A 17th-century cabinet of curiosities features ebony wood and gilt bronze details.
A 17th-century cabinet of curiosities features ebony wood and gilt bronze details, offered by M.S. Rau.

Collectors worldwide seem to be embracing Wunderkammern. While many revel in the challenge of building them — it’s a great way to integrate, say, that Victorian case piece inherited from Great Aunt Sally into a more contemporary home — others find a special charm in existing period ones.

M.S. Rau Antiques, in New Orleans, has a lovely 17th-century Italian Baroque example, although it was likely “created as a storage space to keep the rare or unique items someone collected safe, not necessarily for display,” notes Rau marketing manager Kristin Core, pointing to the many drawers “in varying sizes for a variety of objects.”

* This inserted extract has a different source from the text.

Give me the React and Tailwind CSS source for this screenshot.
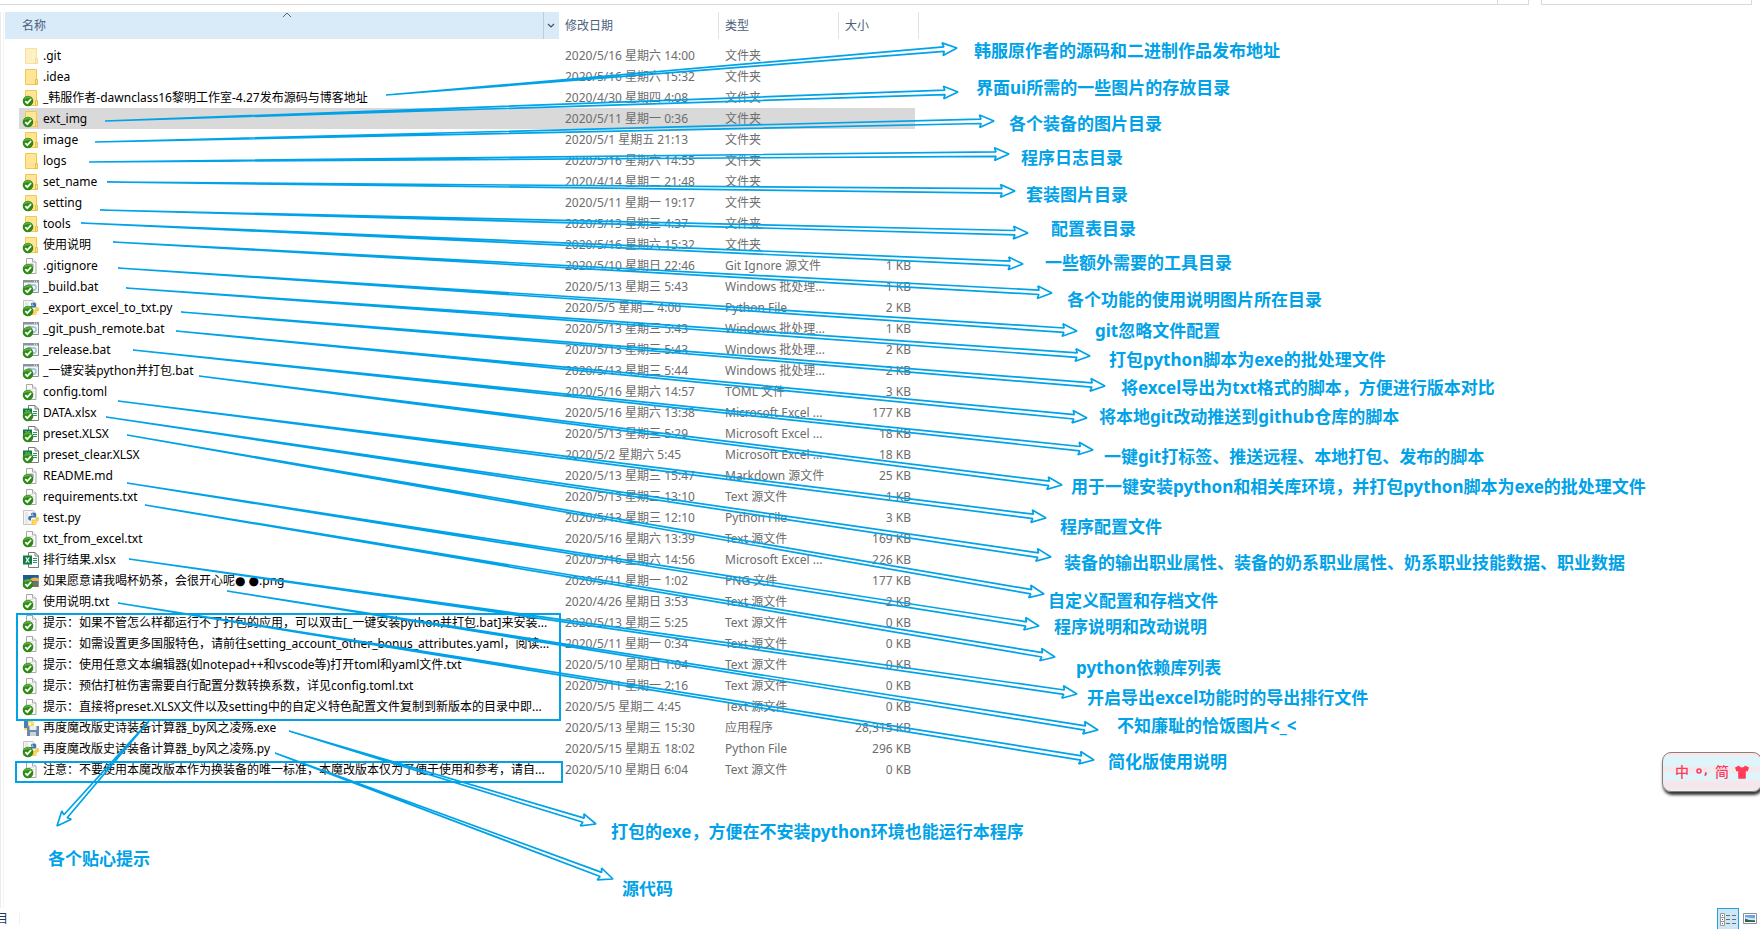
import React from "react";

const FILES = [
  ["folderFaded", ".git", "2020/5/16 星期六 14:00", "文件夹", "", false],
  ["folder", ".idea", "2020/5/16 星期六 15:32", "文件夹", "", false],
  ["folder", "_韩服作者-dawnclass16黎明工作室-4.27发布源码与博客地址", "2020/4/30 星期四 4:08", "文件夹", "", true],
  ["folder", "ext_img", "2020/5/11 星期一 0:36", "文件夹", "", true],
  ["folder", "image", "2020/5/1 星期五 21:13", "文件夹", "", true],
  ["folder", "logs", "2020/5/16 星期六 14:55", "文件夹", "", false],
  ["folder", "set_name", "2020/4/14 星期二 21:48", "文件夹", "", true],
  ["folder", "setting", "2020/5/11 星期一 19:17", "文件夹", "", true],
  ["folder", "tools", "2020/5/13 星期三 4:37", "文件夹", "", true],
  ["folder", "使用说明", "2020/5/16 星期六 15:32", "文件夹", "", true],
  ["code", ".gitignore", "2020/5/10 星期日 22:46", "Git Ignore 源文件", "1 KB", true],
  ["bat", "_build.bat", "2020/5/13 星期三 5:43", "Windows 批处理...", "1 KB", true],
  ["py", "_export_excel_to_txt.py", "2020/5/5 星期二 4:00", "Python File", "2 KB", true],
  ["bat", "_git_push_remote.bat", "2020/5/13 星期三 5:43", "Windows 批处理...", "1 KB", true],
  ["bat", "_release.bat", "2020/5/13 星期三 5:43", "Windows 批处理...", "2 KB", true],
  ["bat", "_一键安装python并打包.bat", "2020/5/13 星期三 5:44", "Windows 批处理...", "2 KB", true],
  ["doc", "config.toml", "2020/5/16 星期六 14:57", "TOML 文件", "3 KB", true],
  ["xlsx", "DATA.xlsx", "2020/5/16 星期六 13:38", "Microsoft Excel ...", "177 KB", true],
  ["xlsx", "preset.XLSX", "2020/5/13 星期三 5:29", "Microsoft Excel ...", "18 KB", true],
  ["xlsx", "preset_clear.XLSX", "2020/5/2 星期六 5:45", "Microsoft Excel ...", "18 KB", true],
  ["code", "README.md", "2020/5/13 星期三 15:47", "Markdown 源文件", "25 KB", true],
  ["doc", "requirements.txt", "2020/5/13 星期三 13:10", "Text 源文件", "1 KB", true],
  ["py", "test.py", "2020/5/13 星期三 12:10", "Python File", "3 KB", false],
  ["doc", "txt_from_excel.txt", "2020/5/16 星期六 13:39", "Text 源文件", "169 KB", true],
  ["xlsx", "排行结果.xlsx", "2020/5/16 星期六 14:56", "Microsoft Excel ...", "226 KB", false],
  ["png", "如果愿意请我喝杯奶茶，会很开心呢● ●.png", "2020/5/11 星期一 1:02", "PNG 文件", "177 KB", true],
  ["doc", "使用说明.txt", "2020/4/26 星期日 3:53", "Text 源文件", "2 KB", true],
  ["doc", "提示：如果不管怎么样都运行不了打包的应用，可以双击[_一键安装python并打包.bat]来安装...", "2020/5/13 星期三 5:25", "Text 源文件", "0 KB", true],
  ["doc", "提示：如需设置更多国服特色，请前往setting_account_other_bonus_attributes.yaml，阅读...", "2020/5/11 星期一 0:34", "Text 源文件", "0 KB", true],
  ["doc", "提示：使用任意文本编辑器(如notepad++和vscode等)打开toml和yaml文件.txt", "2020/5/10 星期日 1:04", "Text 源文件", "0 KB", true],
  ["doc", "提示：预估打桩伤害需要自行配置分数转换系数，详见config.toml.txt", "2020/5/11 星期一 2:16", "Text 源文件", "0 KB", true],
  ["doc", "提示：直接将preset.XLSX文件以及setting中的自定义特色配置文件复制到新版本的目录中即...", "2020/5/5 星期二 4:45", "Text 源文件", "0 KB", true],
  ["exe", "再度魔改版史诗装备计算器_by风之凌殇.exe", "2020/5/13 星期三 15:30", "应用程序", "28,315 KB", false],
  ["py", "再度魔改版史诗装备计算器_by风之凌殇.py", "2020/5/15 星期五 18:02", "Python File", "296 KB", true],
  ["doc", "注意：不要使用本魔改版本作为换装备的唯一标准，本魔改版本仅为了便于使用和参考，请自...", "2020/5/10 星期日 6:04", "Text 源文件", "0 KB", true],
];

const SELECTED = "ext_img";

// [tail x, tail y, tip x, tip y]
const ARROWS = [
  [386, 95, 957, 48],
  [105, 121, 958, 92],
  [95, 142, 994, 121],
  [89, 162, 1009, 154],
  [107, 182, 1015, 191],
  [100, 210, 1028, 233],
  [81, 223, 1023, 264],
  [113, 242, 1052, 293],
  [118, 268, 1077, 331],
  [126, 288, 1090, 356],
  [181, 312, 1105, 386],
  [176, 331, 1087, 418],
  [133, 350, 1093, 450],
  [199, 376, 1062, 485],
  [118, 401, 1046, 518],
  [106, 417, 1051, 557],
  [127, 435, 1044, 594],
  [127, 483, 1039, 626],
  [145, 505, 1055, 657],
  [129, 559, 1077, 694],
  [227, 591, 1098, 730],
  [118, 603, 1094, 760],
  [289, 731, 596, 824],
  [275, 753, 613, 879],
  [149, 721, 57, 826],
];

// [left, vertical centre, text]
const NOTES = [
  [974, 51, "韩服原作者的源码和二进制作品发布地址"],
  [976, 88, "界面ui所需的一些图片的存放目录"],
  [1009, 124, "各个装备的图片目录"],
  [1021, 158, "程序日志目录"],
  [1026, 195, "套装图片目录"],
  [1051, 229, "配置表目录"],
  [1045, 263, "一些额外需要的工具目录"],
  [1067, 300, "各个功能的使用说明图片所在目录"],
  [1095, 331, "git忽略文件配置"],
  [1109, 360, "打包python脚本为exe的批处理文件"],
  [1121, 388, "将excel导出为txt格式的脚本，方便进行版本对比"],
  [1099, 417, "将本地git改动推送到github仓库的脚本"],
  [1104, 457, "一键git打标签、推送远程、本地打包、发布的脚本"],
  [1071, 487, "用于一键安装python和相关库环境，并打包python脚本为exe的批处理文件"],
  [1060, 527, "程序配置文件"],
  [1064, 563, "装备的输出职业属性、装备的奶系职业属性、奶系职业技能数据、职业数据"],
  [1048, 601, "自定义配置和存档文件"],
  [1054, 627, "程序说明和改动说明"],
  [1076, 668, "python依赖库列表"],
  [1087, 698, "开启导出excel功能时的导出排行文件"],
  [1117, 726, "不知廉耻的恰饭图片<_<"],
  [1108, 762, "简化版使用说明"],
  [611, 832, "打包的exe，方便在不安装python环境也能运行本程序"],
  [622, 889, "源代码"],
  [48, 859, "各个贴心提示"],
];

function arrowPath([x1, y1, x2, y2]) {
  const length = Math.hypot(x2 - x1, y2 - y1);
  const ux = (x2 - x1) / length;
  const uy = (y2 - y1) / length;
  const at = (back, side) =>
    `${(x2 - ux * back - uy * side).toFixed(1)} ${(y2 - uy * back + ux * side).toFixed(1)}`;
  return `M${x1} ${y1}L${at(13, 2.2)}L${at(14.5, 6.3)}L${x2} ${y2}L${at(14.5, -6.3)}L${at(13, -2.2)}Z`;
}

function Page() {
  return (
    <>
      <path d="M3.5.5h6l3.500 3.500V15.500H3.500z" fill="#fbfbfb" stroke="#a9a9a9" />
      <path d="M9.500.5V4H13" fill="#fff" stroke="#a9a9a9" />
      <path d="M5.500 5.500h5M5.500 7.500h5.500M5.500 9.500h5.500" stroke="#dcdcdc" />
    </>
  );
}

function Python() {
  return (
    <>
      <path d="M10.500 2.500c-2 0-2.500.8-2.500 1.800V5.500h3v.6H6.800c-1 0-1.600.9-1.600 2.200s.6 2.200 1.600 2.200H8V9c0-1 .8-1.500 1.500-1.500h2.200c.8 0 1.300-.6 1.300-1.300V4.300c0-1-.8-1.800-2.500-1.800z" fill="#3b75a8" />
      <circle cx="9.300" cy="4.100" r=".6" fill="#fff" />
      <path d="M11 15c2 0 2.500-.8 2.500-1.800V12h-3v-.6h4c1 0 1.500-.9 1.500-2.200S15.500 7 14.500 7h-1v1c0 1-.8 1.500-1.500 1.500H9.800c-.8 0-1.300.6-1.300 1.300v2.400c0 1 .8 1.800 2.500 1.800z" fill="#ffce3d" />
      <circle cx="12.200" cy="13.400" r=".6" fill="#fff" />
    </>
  );
}

function FileIcon({ kind, synced }) {
  return (
    <svg viewBox="0 0 16 16" className="h-4 w-4 shrink-0 overflow-visible" fill="none" aria-hidden="true">
      {(kind === "folder" || kind === "folderFaded") && (
        <g opacity={kind === "folderFaded" ? 0.55 : 1}>
          <path d="M2.500.5h11v9.500l.8.5v5H2.500z" fill="#ffe594" stroke="#efc94f" />
          <path d="M12.500 15.500v-5h1.800v5z" fill="#ffe9a6" stroke="#e9bf3e" />
        </g>
      )}
      {kind === "doc" && <Page />}
      {kind === "code" && (
        <>
          <Page />
          <circle cx="8.500" cy="8" r="2.300" fill="#8b9db3" />
          <circle cx="8.500" cy="8" r=".9" fill="#fff" />
        </>
      )}
      {kind === "bat" && (
        <>
          <path d="M.5 1.500h15v12H.5z" fill="#f4f7f9" stroke="#8b9299" />
          <path d="M0 1h16v2.500H0z" fill="#8b9299" />
          <path d="M11 2.200h1M13 2.200h1" stroke="#fff" />
          <circle cx="10.500" cy="8.500" r="2.600" stroke="#a8c4dc" strokeWidth="1.600" />
          <circle cx="6.500" cy="7.500" r="2.200" stroke="#9aa7b2" strokeWidth="1.200" />
        </>
      )}
      {kind === "py" && (
        <>
          <path d="M.5.5h9.500l3 3V14.500H.5z" fill="#f6f6f6" stroke="#c4c4c4" />
          <path d="M2 3h3M2 5h3M2 7h3M2 9h3M2 11h3M2 13h3" stroke="#d9d9d9" />
          <Python />
        </>
      )}
      {kind === "xlsx" && (
        <>
          <path d="M5.500.5h6.500l3.500 3.500V15.500h-10z" fill="#fff" stroke="#7c7c7c" />
          <path d="M12 .5V4h3.500" stroke="#7c7c7c" />
          <path d="M10 6.500h4M10 8.500h4M10 10.500h4" stroke="#1f9a5c" />
          <path d="M0 3.500h9v9H0z" fill="#127a43" />
          <path d="M2.800 5.500l3.400 5M6.200 5.500l-3.400 5" stroke="#fff" strokeWidth="1.300" />
        </>
      )}
      {kind === "png" && (
        <>
          <path d="M0 2h15.500v12H0z" fill="#2c6fa8" />
          <path d="M0 2h15.500v4H0z" fill="#1f5a94" />
          <path d="M6 7c3-3 6-3 9.500-2v3H6z" fill="#e7b154" />
          <path d="M3 14l5-5 7.500-1v6z" fill="#77706a" />
        </>
      )}
      {kind === "exe" && (
        <>
          <path d="M1 .5h8l2 2V10H1z" fill="#ffd75a" />
          <path d="M1 .5h4V8H1z" fill="#4b7fb0" />
          <circle cx="7" cy="4" r="1.200" fill="#fff" />
          <path d="M4 6h12v10H4z" fill="#6d89a8" />
          <path d="M6.500 6h7v4h-7z" fill="#e8eef4" />
          <path d="M7 12h6v4H7z" fill="#c9d3dd" />
        </>
      )}
      {synced && (
        <>
          <circle cx="5" cy="11" r="5.300" fill="#2d8a14" />
          <path d="M.6 9.500a4.700 4.700 0 0 1 8.600-.8C6.500 8 3.300 8.200.6 9.500z" fill="#5bb03c" />
          <path d="M2.300 11.200l2 2 3.800-4.200" stroke="#fff" strokeWidth="1.800" />
        </>
      )}
    </svg>
  );
}

function HeaderCell({ label, active }) {
  return (
    <th scope="col" className="p-0 pb-[6px] text-left font-normal">
      <div
        className={
          active
            ? "relative flex h-[27px] bg-[#d9ebf9]"
            : "flex h-[27px] border-r border-[#e2e2e2]"
        }
      >
        <button
          type="button"
          className={active ? "flex-1 pl-[17px] text-left" : "flex-1 pl-[6px] text-left"}
        >
          {label}
        </button>
        {active && (
          <>
            <svg viewBox="0 0 10 6" className="absolute top-0 left-[277px] h-[6px] w-[10px]" aria-hidden="true">
              <path d="M1 5l4-4 4 4" fill="none" stroke="#5a6670" />
            </svg>
            <button
              type="button"
              aria-label="筛选名称"
              className="flex w-4 items-center border-l border-[#b9cddd] pl-[3px]"
            >
              <svg viewBox="0 0 8 6" className="h-[6px] w-2" aria-hidden="true">
                <path d="M1 1l3 3 3-3" fill="none" stroke="#444f5a" strokeWidth="1.200" />
              </svg>
            </button>
          </>
        )}
      </div>
    </th>
  );
}

function FileRow({ file }) {
  const [kind, name, date, type, size, synced] = file;
  const fill = name === SELECTED ? "bg-[#d9d9d9]" : "";
  const cell = `flex h-[21px] items-center ${fill}`;
  return (
    <tr className="text-[#6d6d6d]">
      <td className="p-0 pl-[14px]">
        <div className={`${cell} gap-1 pl-1 text-black`}>
          <FileIcon kind={kind} synced={synced} />
          <span>{name}</span>
        </div>
      </td>
      <td className="p-0">
        <div className={`${cell} pl-[6px]`}>{date}</div>
      </td>
      <td className="p-0">
        <div className={`${cell} pl-[6px]`}>{type}</div>
      </td>
      <td className="p-0 pr-1">
        <div className={`${cell} justify-end pr-1`}>{size}</div>
      </td>
    </tr>
  );
}

function Annotations() {
  return (
    <div className="pointer-events-none absolute inset-0 overflow-hidden">
      <svg className="absolute inset-0 h-full w-full" aria-hidden="true">
        <g fill="none" stroke="#00a2e8" strokeWidth="1.700" strokeLinejoin="bevel">
          {ARROWS.map((arrow, i) => (
            <path key={i} d={arrowPath(arrow)} />
          ))}
        </g>
        <g fill="none" stroke="#00a2e8" strokeWidth="2">
          <rect x="17" y="614" width="543" height="106" />
          <rect x="16" y="762" width="546" height="20" />
        </g>
      </svg>
      {NOTES.map(([left, top, text]) => (
        <p
          key={text}
          className="absolute -translate-y-1/2 text-[17px] leading-6 font-bold text-[#00a2e8]"
          style={{ left, top }}
        >
          {text}
        </p>
      ))}
    </div>
  );
}

function InputMethodBar() {
  return (
    <div className="absolute top-[752px] right-[-2px] flex h-10 w-[100px] items-center rounded-[9px] border border-[#8f7b76] bg-[linear-gradient(#fbe6e8_0%,#dcf6fc_16%,#dcf6fc_30%,#f9e5e8_42%,#dcf6fc_58%,#dcf6fc_66%,#f7e6e9_78%,#f7e6e9_88%,#e3f3f7_100%)] pl-3 text-[#ff3b59] shadow-[1px_3px_3px_#333]">
      <button type="button" className="w-[14px] text-[14px] leading-5 font-medium">中</button>
      <button type="button" aria-label="中文标点" className="ml-[7px] w-3">
        <svg viewBox="0 0 12 12" className="h-3 w-3" fill="none" stroke="currentColor" aria-hidden="true">
          <circle cx="3" cy="5" r="2" strokeWidth="1.600" />
          <path d="M9.200 6.500c1.200.3.900 2.200-.6 3" strokeWidth="1.800" />
        </svg>
      </button>
      <button type="button" className="ml-[7px] w-[14px] text-[14px] leading-5 font-medium">简</button>
      <button type="button" aria-label="皮肤" className="ml-[6px]">
        <svg viewBox="0 0 14 14" className="h-[14px] w-[14px]" fill="currentColor" aria-hidden="true">
          <path d="M4 .5c.8 2.600 5.200 2.600 6 0L14 2.500l-1.400 4-1.800-.4V13q0 .7-.7.7H4q-.8 0-.8-.7V6.100l-1.800.4L0 2.500z" />
        </svg>
      </button>
    </div>
  );
}

export default function App() {
  return (
    <main className="relative flex min-h-screen flex-col overflow-hidden bg-white font-['Noto_Sans','DejaVu_Sans','Noto_Sans_CJK_SC',sans-serif] text-[12px] leading-4 whitespace-nowrap">
      <div className="flex h-[5px] gap-3 pr-2">
        <div className="flex flex-1 justify-end border-r border-b border-[#d9d9d9]">
          <div className="w-[31px] border-l border-[#d9d9d9]" />
        </div>
        <div className="w-[211px] border-x border-b border-[#d9d9d9]" />
      </div>

      <div className="mt-[7px] flex flex-1 border-l border-[#ececec]">
        <div className="ml-[2px] w-[2px] border-l border-[#f3f3f3]" />
        <table className="h-fit w-[914px] table-fixed border-collapse">
          <colgroup>
            <col className="w-[554px]" />
            <col className="w-[160px]" />
            <col className="w-[120px]" />
            <col className="w-[80px]" />
          </colgroup>
          <thead>
            <tr className="text-[#4c607a]">
              <HeaderCell label="名称" active />
              <HeaderCell label="修改日期" />
              <HeaderCell label="类型" />
              <HeaderCell label="大小" />
            </tr>
          </thead>
          <tbody>
            {FILES.map((file) => (
              <FileRow key={file[1]} file={file} />
            ))}
          </tbody>
        </table>
      </div>

      <footer className="flex h-[21px] items-center justify-between">
        <div className="flex items-center gap-[11px]">
          <div className="flex w-2 justify-end overflow-hidden text-[#1e395b]">目</div>
          <div className="h-3 border-l border-[#f0f0f0]" />
        </div>
        <div className="flex items-center gap-1 pr-[3px]">
          <button
            type="button"
            aria-label="详细信息"
            className="flex h-[21px] w-[22px] items-center justify-center border border-b-0 border-[#26a0da] bg-[#cce8f6]"
          >
            <svg viewBox="0 0 16 13" className="h-[13px] w-4" fill="none" aria-hidden="true">
              <path d="M.5.5h4v12h-4zM.5 4.500h4M.5 8.500h4" fill="#fff" stroke="#9a9a9a" />
              <path d="M2 2h1v1H2zM2 6h1v1H2z" fill="#356aa0" />
              <path d="M2 10h1v1H2z" fill="#c23a2e" />
              <path d="M6 2.500h4M12 2.500h4M6 6.500h4M12 6.500h4M6 10.500h4M12 10.500h4" stroke="#6e6e6e" />
            </svg>
          </button>
          <button type="button" aria-label="大缩略图">
            <svg viewBox="0 0 14 11" className="h-[11px] w-[14px]" aria-hidden="true">
              <path d="M.5.5h13v10H.5z" fill="#fff" stroke="#8f8f8f" />
              <path d="M2 2h10v7H2z" fill="#6aa6e6" />
              <path d="M2 4.500c3-1 6 1.500 10 .5v2H2z" fill="#d5e8f8" />
              <path d="M2 5.500l4 1.500 6 .5V9H2z" fill="#2f6350" />
            </svg>
          </button>
        </div>
      </footer>

      <Annotations />
      <InputMethodBar />
    </main>
  );
}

New York living room designed by Brian Murphy
Murphy gave the Fifth Avenue home’s living room an eclectic yet elevated feel. Photo by Sergio Villatoro

Still others might want to scale down even further, perhaps creating a Joseph Cornell–style arrangement of natura, artificiala, scientifica and exotica within a framed set of shelves, hung against the wall. The key, says Murphy, is “having an open mind for what you think is beautiful.” From there, adds Core, “it’s really all about the journey, so to speak, of finding and acquiring just the right objects that speak to you.”

Brent’s take is even more personal, and a touch sentimental. “When curating your curiosity cabinet,” he says, “remind yourself of the memories behind those objects.” What story comes to mind when you look at them? Do they reflect who you are? “Every part of your home should spark an emotion or a memory. Tell your story.”